WTF, that’s a lot of acronyms. What’s it all mean? It’s pretty simple: this is going to make it easier to acquire weird guns.

Right now, Uncle Sam has a regulation system for all of your basic firearms like hunting rifles, pistols, and shotguns. Things get a little bit tricky when you’re talking about NFA firearms or Any Other Weapons (AOW… yes, that’s the official term). NFA firearms include machine guns or some short-barreled shotguns, while AOWs include cane guns, umbrella guns, or cigarette lighter guns. 

If you want to own any NFA firearms, you’re required to register them with the federal government. Transferring these devices requires the owner to submit forms to the NFA asking for permission. The big wrench in the plans is that the CLEO needs to sign off on both of these forms before your request can be approved.
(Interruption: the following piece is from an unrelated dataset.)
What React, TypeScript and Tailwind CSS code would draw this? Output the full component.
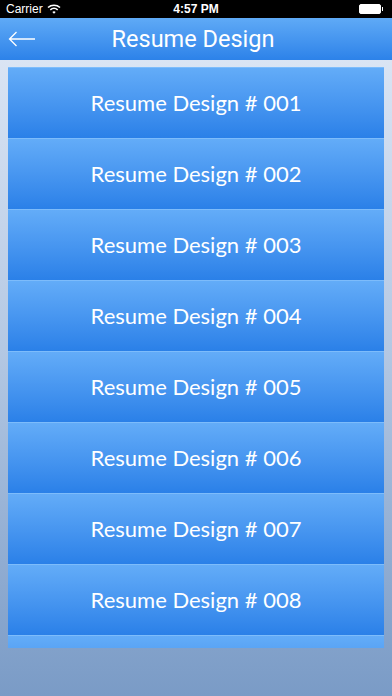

Worst of all, CLEOs are under no obligation whatsoever to sign the documents, and they are fully in their right to just outright refuse. So, if your winning charm and a “pretty please with a cherry on top” isn’t enough to sway your local CLEO then you’re SOL. 

But not for long! Once this pesky barrier gets removed, you’ll automatically be one step closer to owning that machine gun you’ve been dreaming about for all these years. It also opens up an interesting loophole with AOWs. States generally prohibit AOWs, but in states like California it’s actually legal to posses AOWs if you acquire them through an NFA transfer. 

For updates, stay tuned to Guns.com. For more information on the National Firearms Act Trade & Collectors Association, check out their website. For all breaking gun news, keep browsing Gun.com’s news feeds.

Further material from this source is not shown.